My mother’s younger sister came by our flat an hour or so later and dropped off some food for us. She took pity on my sister and I and I recall her saying to my mother, “It’s Christmas, they haven’t eaten anything yet”
By this time my mother and father were already tucking away in to their alcohol stash so clearly they were now the victims. They had been attacked and insulted!
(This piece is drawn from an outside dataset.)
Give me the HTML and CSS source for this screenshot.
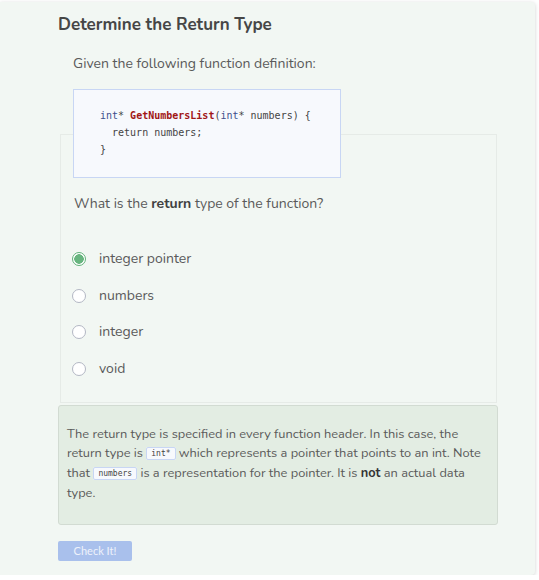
FILE: index.html
```html
<!DOCTYPE html>
<html>
<head>
<meta charset="utf-8">
<link rel="stylesheet" href="styles.css">
</head>
<body>
<div class="card">
  <h1 class="title">Determine the Return Type</h1>
  <p class="intro">Given the following function definition:</p>
  <pre class="code"><span class="kw">int</span>* <span class="fn">GetNumbersList</span>(<span class="kw">int</span>* numbers) {
  return numbers;
}</pre>
  <div class="panel">
    <p class="question">What is the <b>return</b> type of the function?</p>
    <div class="options">
      <label class="option"><span class="radio checked"></span><span>integer pointer</span></label>
      <label class="option"><span class="radio"></span><span>numbers</span></label>
      <label class="option"><span class="radio"></span><span>integer</span></label>
      <label class="option"><span class="radio"></span><span>void</span></label>
    </div>
  </div>
  <div class="feedback">The return type is specified in every function header. In this case, the return type is <code class="inline">int*</code> which represents a pointer that points to an int. Note that <code class="inline">numbers</code> is a representation for the pointer. It is <b>not</b> an actual data type.</div>
  <button class="check">Check It!</button>
</div>
</body>
</html>
```
FILE: styles.css
```css
html, body {
  margin: 0;
  padding: 0;
  background: #ffffff;
}
body {
  font-family: "Nunito", "Lato", "Open Sans", sans-serif;
  color: #5a5a5a;
}
.card {
  width: 440px;
  margin: 2px 0 0 0;
  padding: 11px 37px 14px 58px;
  background: #f2f7f3;
  border-radius: 0 4px 4px 0;
  box-shadow: 0 1px 4px rgba(0, 0, 0, 0.18);
  display: flex;
  flex-direction: column;
}
.title {
  margin: 0;
  font-size: 17px;
  line-height: 24px;
  font-weight: 700;
  color: #464646;
}
.intro {
  margin: 17px 0 0 15px;
  font-size: 14px;
  line-height: 20px;
}
.code {
  position: relative;
  z-index: 1;
  align-self: flex-start;
  width: 240px;
  margin: 15px 0 -44px 15px;
  padding: 17px 0 19px 26px;
  background: #f7f9fd;
  border: 1px solid #c8d6f4;
  font-family: "DejaVu Sans Mono", monospace;
  font-size: 10px;
  line-height: 17px;
  color: #444;
}
.kw { color: #3d4f8c; }
.fn { color: #a11616; font-weight: 700; }
.panel {
  margin: 0 1px 0 2px;
  border: 1px solid #e6ebe7;
  padding: 59px 13px 23px 13px;
}
.question {
  margin: 0;
  font-size: 14px;
  line-height: 20px;
}
.question b { color: #404040; }
.options {
  display: flex;
  flex-direction: column;
  gap: 16.6px;
  margin-top: 35px;
}
.option {
  display: flex;
  align-items: center;
  gap: 13px;
  font-size: 14px;
  line-height: 20px;
  margin-left: -2px;
}
.radio {
  box-sizing: border-box;
  width: 14px;
  height: 14px;
  border-radius: 50%;
  border: 1px solid #b3b7c4;
  background: #fff;
  flex: none;
}
.radio.checked {
  border-color: #62b27a;
  background: radial-gradient(circle, #68b57f 0 4.5px, #fff 5px);
}
.feedback {
  margin-top: 2px;
  padding: 19px 3px 20px 8px;
  background: #e3ede3;
  border: 1px solid #d2dbd2;
  border-radius: 3px;
  font-size: 12.8px;
  line-height: 19.7px;
  color: #5a5a5a;
}
.feedback b { color: #333; }
.inline {
  font-family: "DejaVu Sans Mono", monospace;
  font-size: 8px;
  line-height: 1;
  vertical-align: 1px;
  padding: 1px 4px;
  background: #f7f9fd;
  border: 1px solid #c8d6f4;
  border-radius: 2px;
  color: #444;
}
.check {
  align-self: flex-start;
  margin-top: 16px;
  width: 74px;
  height: 20px;
  padding: 0;
  border: none;
  border-radius: 2px;
  background: #a9c0ec;
  color: #eef2fb;
  font-family: "Lato", sans-serif;
  font-size: 11px;
}
```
A dinner at the local restaurant with my parents, sister and sister’s boyfriend.  My father had far too much to drink as per usual and his personality changed from jovial to demonic in less than 5 seconds.  One minute we were giggling at him skipping down the corridor to our flat, then he was screaming and shouting at my grandparents who lived next door, saying that they “were shit”  My sister was a teenager at the time so she must have been so embarrassed at this behaviour. I remember feeling so grateful that none of my friends were around to witness his behaviour.
A Friday night after going to movies with my boyfriend who they didn't approve of, coming home to my parent's flat in town.  My father standing with a gun in his hand as I said goodbye to my boyfriend.  Threatening to shoot him and telling me to get upstairs.  We were just saying goodbye. Once upstairs I had to sit in the lounge (my "bedroom") for about 4 hours listening to him rant and rave about what a whore I was and that I just wanted to "fuck" him.  I was 17, still a virgin with no intention of having pre-marital sex.  I hated my life and I hated living in that tiny flat with my parents.  I was forced to leave my sister's house where I had a bed in my own bedroom.  Now I slept on the floor in the lounge, not even a mattress.  The couches were not suitable for sleeping on.....well, put it this way the floor was more comfortable.
It was one of those nights where I thought, tonight I am going to be thrown out of the window and I am going to die.
My mother sat in the chair in the lounge, drink in hand, and barely said anything.

The weird thing is that I never remembered what my mother was doing during all the dramatic times when my father was flipping out and smashing furniture, screaming and shouting.  Surely if she was there, trying to protect my sister and I, or calling us to a bedroom or bathroom where we were safe and no longer witnesses of the behaviour, I would have remembered….but I can’t.  Clearly she didn’t even think about the safety of my sister and I.  And when I say safety, I mean physically and emotionally.  Only once, did I hear her say something to my father about his bad behaviour.  Maybe she was too scared to say something?
And I should probably forgive her if that was the case, but I can't.
Maybe there is something wrong with me?
Maybe I expected too much from her?
Maybe I expected her to be brave and caring and responsible.
She is the type of person that drives passed a road accident, and then tells my nieces to “look” - yup, true story!  What kind of a monster does that to small children?  Is she that stupid?  Is anyone that stupid?

Throughout my schooling years we moved at least 18 times that I can remember, one of those being from one province to another. I changed school 12 times by the time I started grade 8 in high school. When we had to move again, I refused to change schools, life was hard enough than to continue to make new friends each year. I travelled an hour on a bus every morning, leaving home at 06h15 to get to school on time.  The problem with travelling by bus meant that I couldn’t always compete in sporting events or extra mural activities.
On one occasion I had a netball match (an away game at another school) and we ran late.  By the time we arrived back at our school it was after 17h00 and I had missed the last but home.  I was stranded with nowhere to go.  I decided to walk to my sister’s house in the middle of winter and it was already dark when I left school.  I got to my sister's flat about 45 minutes later but she wasn’t home. My heart sunk. It was dark. Now what.  As I was plotting my next move, they arrived home, obviously shocked to see me at their doorstep this late at night.  I explained what happened. My sister telephoned my mother and her response was to just make me spend the night.  I had no clean clothes or underwear for school the next day. I did not have all my school books for the next day’s classes either. I had my period and no extra sanitary items for the following day.  My brother-in-law took pity and said that he would drive me home to my parent’s house (It was near the end of the month and petrol money was tight so I felt extremely guilty).  Of course, my mother reminded me over and over again how it was all my fault and I was such an inconvenience. Why didn’t I make sure that the netball match finished on time?  I must have dawdled and that is why I missed the last bus to town. Why couldn't I just have stayed at my sister's flat for the night? Why did everyone have to rearrange their lives to suit me.......
I wanted to ask her if she was worried because I wasn't home from school at 15h30 like normal but I decided to rather go cry in the bath tub.  I wonder what would have happened if I just disappeared that day.  Would anyone even care? How long before anyone noticed I was missing?  I was 15 years old.